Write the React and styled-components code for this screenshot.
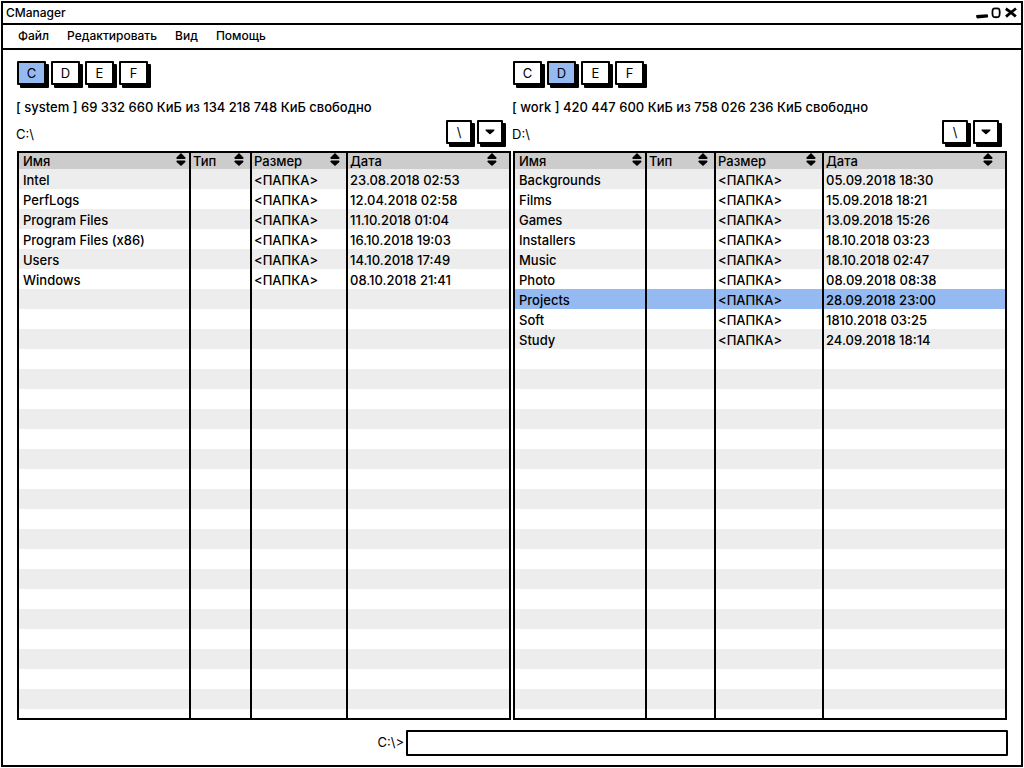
import React from "react";
import styled, { createGlobalStyle } from "styled-components";

const ink = "#000";
const accent = "#94baf1";
const ROW_COUNT = 27;

const GlobalStyle = createGlobalStyle`
  *, *::before, *::after { box-sizing: border-box; }
  body {
    margin: 0;
    background: #fff;
    color: ${ink};
    font-family: Inter, "Open Sans", "Liberation Sans", sans-serif;
    font-size: 13px;
    line-height: 16px;
  }
  button, input { font: inherit; color: inherit; }
`;

const Window = styled.div`
  display: flex;
  flex-direction: column;
  min-height: calc(100vh - 2px);
  margin: 1px;
  border: 2px solid ${ink};
`;

const TitleBar = styled.header`
  display: flex;
  align-items: center;
  justify-content: space-between;
  height: 22px;
  padding: 0 4px 0 3px;
  border-bottom: 2px solid ${ink};
`;

const Title = styled.h1`
  margin: 0;
  font-size: 12px;
  font-weight: 500;
`;

const WindowControls = styled.div`
  display: flex;
  gap: 2px;
`;

const ControlButton = styled.button`
  display: flex;
  padding: 0;
  border: 0;
  background: none;
`;

const MenuBar = styled.nav`
  display: flex;
  align-items: center;
  gap: 18px;
  height: 25px;
  padding: 0 15px 2px;
  border-bottom: 2px solid ${ink};
`;

const MenuItem = styled.button`
  padding: 0;
  border: 0;
  background: none;
  font-size: 12px;
  font-weight: 500;
`;

const Panels = styled.main`
  display: grid;
  grid-template-columns: 1fr 1fr;
  padding: 11px 13px 0;
`;

const Panel = styled.section`
  min-width: 0;
`;

const DriveBar = styled.div`
  display: flex;
  gap: 5px;
  padding-left: 1px;
`;

const SketchButton = styled.button`
  display: flex;
  align-items: center;
  justify-content: center;
  width: ${(p) => (p.$small ? 26 : 29)}px;
  height: 24px;
  padding: 0;
  border: 2px solid ${ink};
  border-radius: 1px;
  background: ${(p) => (p.$active ? accent : "#fff")};
  box-shadow: 3px 3px 0 ${ink};
`;

const DiskInfo = styled.p`
  margin: 14px 0 5px;
  font-weight: 500;
  white-space: nowrap;
`;

const PathBar = styled.div`
  display: flex;
  align-items: center;
  gap: 5px;
  height: 24px;
  margin-bottom: 7px;
  padding-right: 9px;
`;

const Path = styled.span`
  flex: 1;
  padding-top: 4px;
`;

const TableFrame = styled.div`
  margin: 0 1px;
  border: 2px solid ${ink};
`;

const FileTable = styled.table`
  width: 100%;
  table-layout: fixed;
  border-collapse: separate;
  border-spacing: 0;
`;

const HeadCell = styled.th`
  height: 16px;
  padding: 0;
  background: #ccc;
  font-weight: 500;
  & + & { border-left: 2px solid ${ink}; }
`;

const SortButton = styled.button`
  display: flex;
  align-items: flex-start;
  justify-content: space-between;
  width: 100%;
  height: 16px;
  padding: 0 ${(p) => p.$end}px 0 ${(p) => p.$start}px;
  border: 0;
  background: none;
  font-weight: 500;
`;

const Row = styled.tr`
  height: 20px;
  background: ${(p) => (p.$selected ? accent : p.$striped ? "#ededed" : "#fff")};
`;

const EndRow = styled.tr`
  height: 9px;
`;

const Cell = styled.td`
  padding: 2px 0 0 2px;
  font-weight: 500;
  white-space: nowrap;
  &:first-child { padding-left: 4px; }
  & + & { border-left: 2px solid ${ink}; }
`;

const CommandLine = styled.footer`
  display: grid;
  grid-template-columns: 388px 1fr;
  gap: 2px;
  align-items: center;
  padding: 10px 13px 9px;
`;

const CommandLabel = styled.label`
  padding-bottom: 2px;
  text-align: right;
`;

const CommandInput = styled.input`
  width: 100%;
  height: 26px;
  padding: 0 6px;
  border: 2px solid ${ink};
  border-radius: 1px;
  background: #fff;
`;

const SortIcon = () => (
  <svg width="10" height="14" viewBox="0 0 10 14" aria-hidden="true">
    <path d="M5 0 L9.4 4.4 Q9.9 5.7 8.6 5.9 H1.2 Q0 5.7 0.5 4.4 Z" />
    <path d="M5 13 L9.4 9 Q9.9 7.6 8.6 7.4 H1.2 Q0 7.6 0.5 9 Z" />
  </svg>
);

const CaretIcon = () => (
  <svg width="10" height="6" viewBox="0 0 10 6" aria-hidden="true">
    <path d="M0.6 0.4 H9.4 Q9.8 1.2 9 1.9 L5.6 5 Q5 5.5 4.4 5 L1 1.9 Q0.2 1.2 0.6 0.4 Z" />
  </svg>
);

const MinimizeIcon = () => (
  <svg width="13" height="12" viewBox="0 0 13 12" aria-hidden="true">
    <path d="M0.4 7.9 L11.4 7.2 Q12.8 8.9 11.6 10.6 L1.2 11.6 Q-0.4 10.2 0.4 7.9 Z" />
  </svg>
);

const MaximizeIcon = () => (
  <svg width="12" height="12" viewBox="0 0 12 12" fill="none" stroke={ink} strokeWidth="1.8" aria-hidden="true">
    <path d="M2.4 1.7 Q5.2 0.9 7.8 1.7 Q8.8 2.4 8.7 5.6 Q8.8 9.2 7.6 9.9 Q5 10.6 2.5 9.8 Q1.3 9 1.5 5.8 Q1.2 2.8 2.4 1.7 Z" />
  </svg>
);

const CloseIcon = () => (
  <svg width="12" height="12" viewBox="0 0 12 12" fill="none" stroke={ink} strokeWidth="2.8" aria-hidden="true">
    <path d="M0.8 1.8 Q5.5 4.6 10.8 9.6" />
    <path d="M11 1.5 Q6.4 5 1 9.6" />
  </svg>
);

const columns = [
  { title: "Имя", start: 4, end: 3 },
  { title: "Тип", start: 2, end: 6 },
  { title: "Размер", start: 2, end: 6 },
  { title: "Дата", start: 2, end: 12 },
];

const panels = [
  {
    drive: "C",
    info: "[ system ] 69 332 660 КиБ из 134 218 748 КиБ свободно",
    widths: [170, 61, 96],
    files: [
      ["Intel", "23.08.2018 02:53"],
      ["PerfLogs", "12.04.2018 02:58"],
      ["Program Files", "11.10.2018 01:04"],
      ["Program Files (x86)", "16.10.2018 19:03"],
      ["Users", "14.10.2018 17:49"],
      ["Windows", "08.10.2018 21:41"],
    ],
  },
  {
    drive: "D",
    info: "[ work ] 420 447 600 КиБ из 758 026 236 КиБ свободно",
    widths: [130, 69, 108],
    selected: "Projects",
    files: [
      ["Backgrounds", "05.09.2018 18:30"],
      ["Films", "15.09.2018 18:21"],
      ["Games", "13.09.2018 15:26"],
      ["Installers", "18.10.2018 03:23"],
      ["Music", "18.10.2018 02:47"],
      ["Photo", "08.09.2018 08:38"],
      ["Projects", "28.09.2018 23:00"],
      ["Soft", "1810.2018 03:25"],
      ["Study", "24.09.2018 18:14"],
    ],
  },
];

function FilePanel({ drive, info, widths, files, selected }) {
  const rows = Array.from({ length: ROW_COUNT }, (_, i) => files[i]);
  return (
    <Panel>
      <DriveBar>
        {["C", "D", "E", "F"].map((d) => (
          <SketchButton key={d} type="button" $active={d === drive} aria-pressed={d === drive}>
            {d}
          </SketchButton>
        ))}
      </DriveBar>
      <DiskInfo>{info}</DiskInfo>
      <PathBar>
        <Path>{drive + ":\\"}</Path>
        <SketchButton type="button" $small>{"\\"}</SketchButton>
        <SketchButton type="button" $small aria-label="История"><CaretIcon /></SketchButton>
      </PathBar>
      <TableFrame>
        <FileTable>
          <colgroup>
            {widths.map((w, i) => <col key={i} width={w} />)}
            <col />
          </colgroup>
          <thead>
            <tr>
              {columns.map((c) => (
                <HeadCell key={c.title} scope="col">
                  <SortButton type="button" $start={c.start} $end={c.end}>
                    {c.title}
                    <SortIcon />
                  </SortButton>
                </HeadCell>
              ))}
            </tr>
          </thead>
          <tbody>
            {rows.map((f, i) => (
              <Row key={i} $striped={i % 2 === 0} $selected={!!f && f[0] === selected}>
                <Cell>{f && f[0]}</Cell>
                <Cell />
                <Cell>{f && "<ПАПКА>"}</Cell>
                <Cell>{f && f[1]}</Cell>
              </Row>
            ))}
            <EndRow>
              <Cell /><Cell /><Cell /><Cell />
            </EndRow>
          </tbody>
        </FileTable>
      </TableFrame>
    </Panel>
  );
}

export default function App() {
  return (
    <>
      <GlobalStyle />
      <Window>
        <TitleBar>
          <Title>CManager</Title>
          <WindowControls>
            <ControlButton type="button" aria-label="Свернуть"><MinimizeIcon /></ControlButton>
            <ControlButton type="button" aria-label="Развернуть"><MaximizeIcon /></ControlButton>
            <ControlButton type="button" aria-label="Закрыть"><CloseIcon /></ControlButton>
          </WindowControls>
        </TitleBar>
        <MenuBar>
          {["Файл", "Редактировать", "Вид", "Помощь"].map((m) => (
            <MenuItem key={m} type="button">{m}</MenuItem>
          ))}
        </MenuBar>
        <Panels>
          {panels.map((p) => <FilePanel key={p.drive} {...p} />)}
        </Panels>
        <CommandLine>
          <CommandLabel htmlFor="command">{"C:\\>"}</CommandLabel>
          <CommandInput id="command" type="text" />
        </CommandLine>
      </Window>
    </>
  );
}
+---+
### [Task requirements]
Copy nothing but the lines from the top of the material through the line holding "const ROW_COUNT = 27;", exactly as written; omit pictures.

### [Output of the exercise]
Write the React and styled-components code for this screenshot.
import React from "react";
import styled, { createGlobalStyle } from "styled-components";

const ink = "#000";
const accent = "#94baf1";
const ROW_COUNT = 27;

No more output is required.